VII. A look at PHEIC from the perspective of the General Provisions of Civil Law & the Tort Law of the People's Republic of China
This article has discussed whether PHEIC can trigger changed circumstances or force majeure clauses and the legal consequences from the perspective of the Contract Law. However, the disputes caused by PHEIC may be civil disputes other than contract disputes.  No clear judicial interpretation has been provided by the Supreme Court.


This article considers that in accordance with the provisions of Article 180 of the General Provisions of the Civil Law, and referring to the Notice “III. Properly handle the civil cases related to the prevention and control of SARS according to law” (3), PHEIC is a "force majeure" event referred to in Article 180. In accordance with the provisions of Article 180, those who are unable to perform civil obligations due to force majeure shall not bear civil liability, and may resort to Articles 6, 7, and 151 of the General Provisions of the Civil Law, requesting the people's court to reasonably determine the rights and obligations of all parties in accordance with the principles of fairness and good faith. As for how to "reasonably determine the rights and obligations of all parties", it is suggested to refer to the discussion earlier in this article.
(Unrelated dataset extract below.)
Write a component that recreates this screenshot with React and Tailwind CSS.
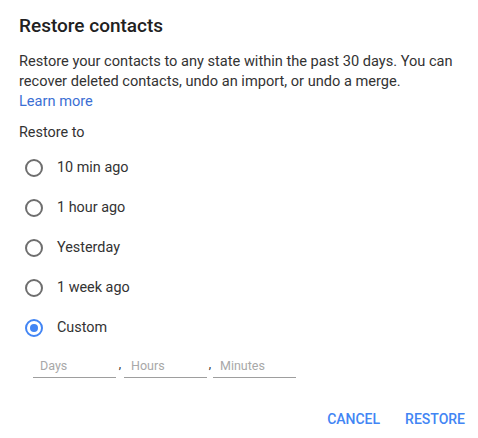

According to the provisions of Article 29 of the Tort Law of the People's Republic of China, where any harm to another person is caused by a force majeure, the tortfeasor shall not be liable. In a tort liability relationship, force majeure can be used as an exemption for no-fault tort by terminating the causality between the tortfeasor’s behavior and the result of the harm. To prove the party does not need to bear the liability, it must prove that the harm was caused by force majeure, that is, between force majeure and the result of the tort there exists a legal cause and effect relationship. If the tortfeasor cannot prove this, it shall bear the corresponding tort liability. The stipulation that "where any harm to another person is caused by a force majeure, the tortfeasor shall not be liable" does not relieve the tortfeasor of the burden of proof on causality.